Given material:
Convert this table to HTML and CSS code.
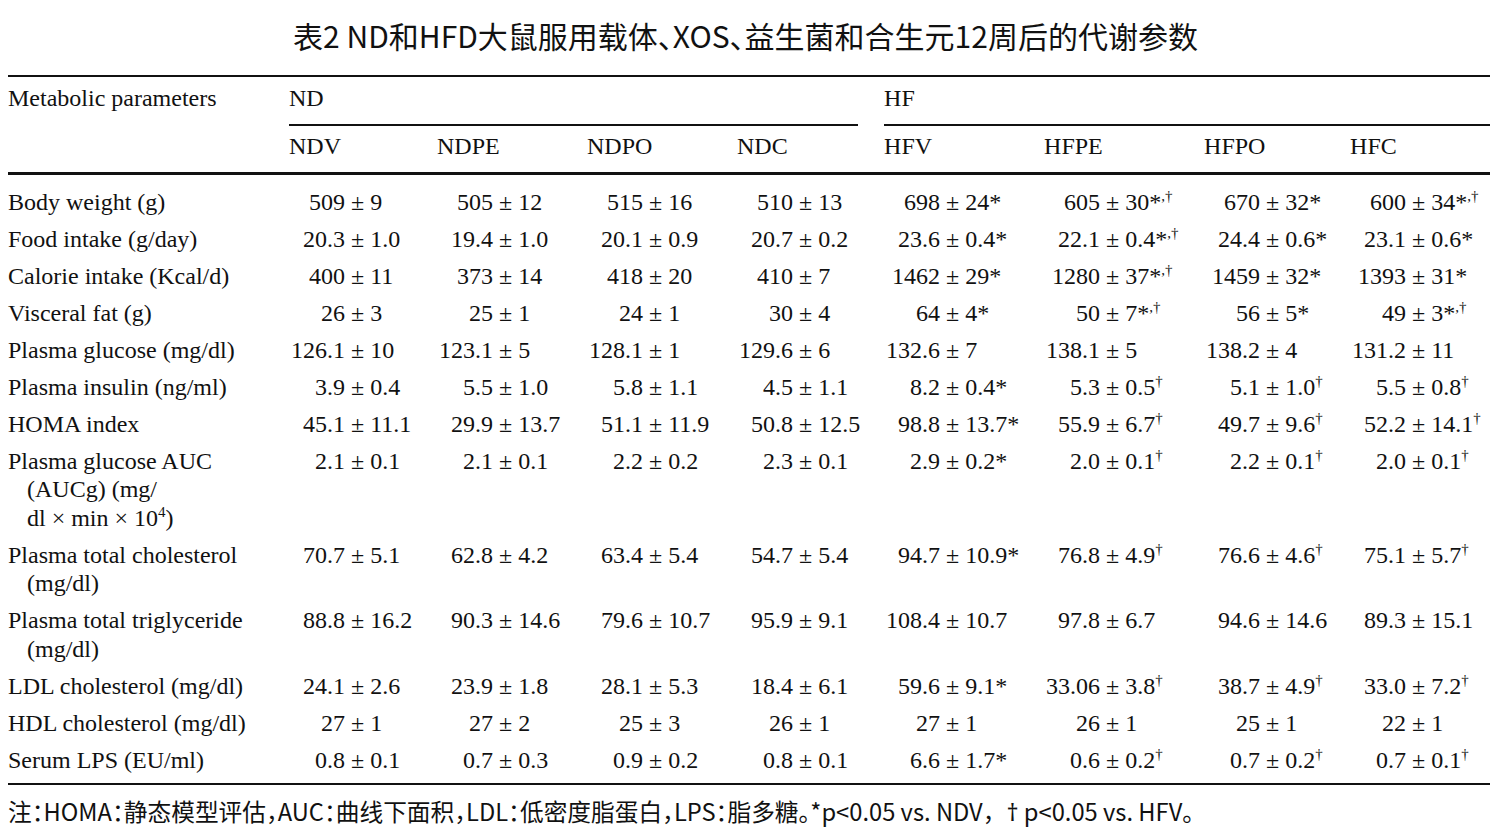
FILE: index.html
```html
<!DOCTYPE html>
<html lang="zh-CN">
<head>
<meta charset="utf-8">
<title>表2 代谢参数</title>
<link rel="stylesheet" href="styles.css">
</head>
<body>
<div class="page">
  <h1 class="title">表2 ND和HFD大鼠服用载体、XOS、益生菌和合生元12周后的代谢参数</h1>
  <table class="data">
    <colgroup>
      <col class="c-label">
      <col class="c-ndv"><col class="c-ndpe"><col class="c-ndpo"><col class="c-ndc">
      <col class="c-hfv"><col class="c-hfpe"><col class="c-hfpo"><col class="c-hfc">
    </colgroup>
    <thead>
      <tr class="h1">
        <th rowspan="2" class="lab-head">Metabolic parameters</th>
        <th colspan="4" class="grp"><div class="grp-label nd">ND</div></th>
        <th colspan="4" class="grp"><div class="grp-label">HF</div></th>
      </tr>
      <tr class="h2">
        <th>NDV</th><th>NDPE</th><th>NDPO</th><th>NDC</th>
        <th>HFV</th><th>HFPE</th><th>HFPO</th><th>HFC</th>
      </tr>
    </thead>
    <tbody>
      <tr>
        <td class="lab">Body weight (g)</td>
        <td><span class="n">509</span> ± 9</td>
        <td><span class="n">505</span> ± 12</td>
        <td><span class="n">515</span> ± 16</td>
        <td><span class="n">510</span> ± 13</td>
        <td><span class="n">698</span> ± 24*</td>
        <td><span class="n">605</span> ± 30*<sup>,†</sup></td>
        <td><span class="n">670</span> ± 32*</td>
        <td><span class="n">600</span> ± 34*<sup>,†</sup></td>
      </tr>
      <tr>
        <td class="lab">Food intake (g/day)</td>
        <td><span class="n">20.3</span> ± 1.0</td>
        <td><span class="n">19.4</span> ± 1.0</td>
        <td><span class="n">20.1</span> ± 0.9</td>
        <td><span class="n">20.7</span> ± 0.2</td>
        <td><span class="n">23.6</span> ± 0.4*</td>
        <td><span class="n">22.1</span> ± 0.4*<sup>,†</sup></td>
        <td><span class="n">24.4</span> ± 0.6*</td>
        <td><span class="n">23.1</span> ± 0.6*</td>
      </tr>
      <tr>
        <td class="lab">Calorie intake (Kcal/d)</td>
        <td><span class="n">400</span> ± 11</td>
        <td><span class="n">373</span> ± 14</td>
        <td><span class="n">418</span> ± 20</td>
        <td><span class="n">410</span> ± 7</td>
        <td><span class="n">1462</span> ± 29*</td>
        <td><span class="n">1280</span> ± 37*<sup>,†</sup></td>
        <td><span class="n">1459</span> ± 32*</td>
        <td><span class="n">1393</span> ± 31*</td>
      </tr>
      <tr>
        <td class="lab">Visceral fat (g)</td>
        <td><span class="n">26</span> ± 3</td>
        <td><span class="n">25</span> ± 1</td>
        <td><span class="n">24</span> ± 1</td>
        <td><span class="n">30</span> ± 4</td>
        <td><span class="n">64</span> ± 4*</td>
        <td><span class="n">50</span> ± 7*<sup>,†</sup></td>
        <td><span class="n">56</span> ± 5*</td>
        <td><span class="n">49</span> ± 3*<sup>,†</sup></td>
      </tr>
      <tr>
        <td class="lab">Plasma glucose (mg/dl)</td>
        <td><span class="n">126.1</span> ± 10</td>
        <td><span class="n">123.1</span> ± 5</td>
        <td><span class="n">128.1</span> ± 1</td>
        <td><span class="n">129.6</span> ± 6</td>
        <td><span class="n">132.6</span> ± 7</td>
        <td><span class="n">138.1</span> ± 5</td>
        <td><span class="n">138.2</span> ± 4</td>
        <td><span class="n">131.2</span> ± 11</td>
      </tr>
      <tr>
        <td class="lab">Plasma insulin (ng/ml)</td>
        <td><span class="n">3.9</span> ± 0.4</td>
        <td><span class="n">5.5</span> ± 1.0</td>
        <td><span class="n">5.8</span> ± 1.1</td>
        <td><span class="n">4.5</span> ± 1.1</td>
        <td><span class="n">8.2</span> ± 0.4*</td>
        <td><span class="n">5.3</span> ± 0.5<sup>†</sup></td>
        <td><span class="n">5.1</span> ± 1.0<sup>†</sup></td>
        <td><span class="n">5.5</span> ± 0.8<sup>†</sup></td>
      </tr>
      <tr>
        <td class="lab">HOMA index</td>
        <td><span class="n">45.1</span> ± 11.1</td>
        <td><span class="n">29.9</span> ± 13.7</td>
        <td><span class="n">51.1</span> ± 11.9</td>
        <td><span class="n">50.8</span> ± 12.5</td>
        <td><span class="n">98.8</span> ± 13.7*</td>
        <td><span class="n">55.9</span> ± 6.7<sup>†</sup></td>
        <td><span class="n">49.7</span> ± 9.6<sup>†</sup></td>
        <td><span class="n">52.2</span> ± 14.1<sup>†</sup></td>
      </tr>
      <tr>
        <td class="lab">Plasma glucose AUC<br>(AUCg) (mg/<br>dl × min × 10<sup>4</sup>)</td>
        <td><span class="n">2.1</span> ± 0.1</td>
        <td><span class="n">2.1</span> ± 0.1</td>
        <td><span class="n">2.2</span> ± 0.2</td>
        <td><span class="n">2.3</span> ± 0.1</td>
        <td><span class="n">2.9</span> ± 0.2*</td>
        <td><span class="n">2.0</span> ± 0.1<sup>†</sup></td>
        <td><span class="n">2.2</span> ± 0.1<sup>†</sup></td>
        <td><span class="n">2.0</span> ± 0.1<sup>†</sup></td>
      </tr>
      <tr>
        <td class="lab">Plasma total cholesterol<br>(mg/dl)</td>
        <td><span class="n">70.7</span> ± 5.1</td>
        <td><span class="n">62.8</span> ± 4.2</td>
        <td><span class="n">63.4</span> ± 5.4</td>
        <td><span class="n">54.7</span> ± 5.4</td>
        <td><span class="n">94.7</span> ± 10.9*</td>
        <td><span class="n">76.8</span> ± 4.9<sup>†</sup></td>
        <td><span class="n">76.6</span> ± 4.6<sup>†</sup></td>
        <td><span class="n">75.1</span> ± 5.7<sup>†</sup></td>
      </tr>
      <tr>
        <td class="lab">Plasma total triglyceride<br>(mg/dl)</td>
        <td><span class="n">88.8</span> ± 16.2</td>
        <td><span class="n">90.3</span> ± 14.6</td>
        <td><span class="n">79.6</span> ± 10.7</td>
        <td><span class="n">95.9</span> ± 9.1</td>
        <td><span class="n">108.4</span> ± 10.7</td>
        <td><span class="n">97.8</span> ± 6.7</td>
        <td><span class="n">94.6</span> ± 14.6</td>
        <td><span class="n">89.3</span> ± 15.1</td>
      </tr>
      <tr>
        <td class="lab">LDL cholesterol (mg/dl)</td>
        <td><span class="n">24.1</span> ± 2.6</td>
        <td><span class="n">23.9</span> ± 1.8</td>
        <td><span class="n">28.1</span> ± 5.3</td>
        <td><span class="n">18.4</span> ± 6.1</td>
        <td><span class="n">59.6</span> ± 9.1*</td>
        <td><span class="n">33.06</span> ± 3.8<sup>†</sup></td>
        <td><span class="n">38.7</span> ± 4.9<sup>†</sup></td>
        <td><span class="n">33.0</span> ± 7.2<sup>†</sup></td>
      </tr>
      <tr>
        <td class="lab">HDL cholesterol (mg/dl)</td>
        <td><span class="n">27</span> ± 1</td>
        <td><span class="n">27</span> ± 2</td>
        <td><span class="n">25</span> ± 3</td>
        <td><span class="n">26</span> ± 1</td>
        <td><span class="n">27</span> ± 1</td>
        <td><span class="n">26</span> ± 1</td>
        <td><span class="n">25</span> ± 1</td>
        <td><span class="n">22</span> ± 1</td>
      </tr>
      <tr>
        <td class="lab">Serum LPS (EU/ml)</td>
        <td><span class="n">0.8</span> ± 0.1</td>
        <td><span class="n">0.7</span> ± 0.3</td>
        <td><span class="n">0.9</span> ± 0.2</td>
        <td><span class="n">0.8</span> ± 0.1</td>
        <td><span class="n">6.6</span> ± 1.7*</td>
        <td><span class="n">0.6</span> ± 0.2<sup>†</sup></td>
        <td><span class="n">0.7</span> ± 0.2<sup>†</sup></td>
        <td><span class="n">0.7</span> ± 0.1<sup>†</sup></td>
      </tr>
    </tbody>
  </table>
  <p class="note">注：HOMA：静态模型评估，AUC：曲线下面积，LDL：低密度脂蛋白，LPS：脂多糖。*p&lt;0.05 vs. NDV<span class="full">，</span><span class="dag">†</span> p&lt;0.05 vs. HFV。</p>
</div>
</body>
</html>
```
FILE: styles.css
```css
html, body {
  margin: 0;
  padding: 0;
  background: #ffffff;
}

.page {
  width: 1482px;
  padding: 0 1px 0 8px;
  color: #111111;
}

.title {
  margin: 0 0 20px -8px;
  padding-top: 15px;
  width: 1491px;
  text-align: center;
  font-family: "Noto Sans CJK SC", "Noto Sans", sans-serif;
  font-weight: 400;
  font-size: 30px;
  line-height: 40px;
  font-feature-settings: "halt";
  color: #111111;
}

.data {
  width: 1482px;
  table-layout: fixed;
  border-collapse: collapse;
  border-top: 2px solid #111111;
  border-bottom: 2px solid #111111;
  font-family: "Liberation Serif", "Times New Roman", serif;
  font-size: 24px;
  line-height: 28.5px;
  color: #111111;
}

.c-label { width: 281px; }
.c-ndv { width: 148px; }
.c-ndpe { width: 150px; }
.c-ndpo { width: 150px; }
.c-ndc { width: 147px; }
.c-hfv { width: 160px; }
.c-hfpe { width: 160px; }
.c-hfpo { width: 146px; }
.c-hfc { width: 140px; }

.data thead {
  border-bottom: 3px solid #111111;
}

.data th {
  font-weight: 400;
  text-align: left;
  vertical-align: top;
  padding: 0;
  white-space: nowrap;
}

.h1 .lab-head {
  padding-top: 7px;
}

.h1 .grp {
  padding: 0;
}

.grp-label {
  padding: 7px 0 11.5px;
  border-bottom: 2px solid #111111;
}

.grp-label.nd {
  margin-right: 26px;
}

.h2 th {
  padding: 6px 0 11.5px;
}

.data td {
  padding: 4.25px 0;
  vertical-align: top;
  white-space: nowrap;
}

.data tbody tr:first-child td {
  padding-top: 12.75px;
}

.data tbody tr:last-child td {
  padding-bottom: 8.75px;
}

.data td.lab {
  padding-left: 19px;
  text-indent: -19px;
  white-space: normal;
}

.n {
  display: inline-block;
  width: 56px;
  text-align: right;
}

sup {
  font-size: 15px;
  line-height: 0;
  vertical-align: 9px;
}

.note {
  margin: 10px 0 0;
  font-family: "Noto Sans CJK SC", "Noto Sans", sans-serif;
  font-size: 23.7px;
  line-height: 32px;
  font-feature-settings: "halt";
  color: #111111;
  white-space: nowrap;
}

.note .full {
  font-feature-settings: normal;
}

.note .dag {
  font-family: "Noto Sans", sans-serif;
}
```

Instructions for the task:
From the data above, work out how many lines contain the string "table" and reply with only the number.

In response:
4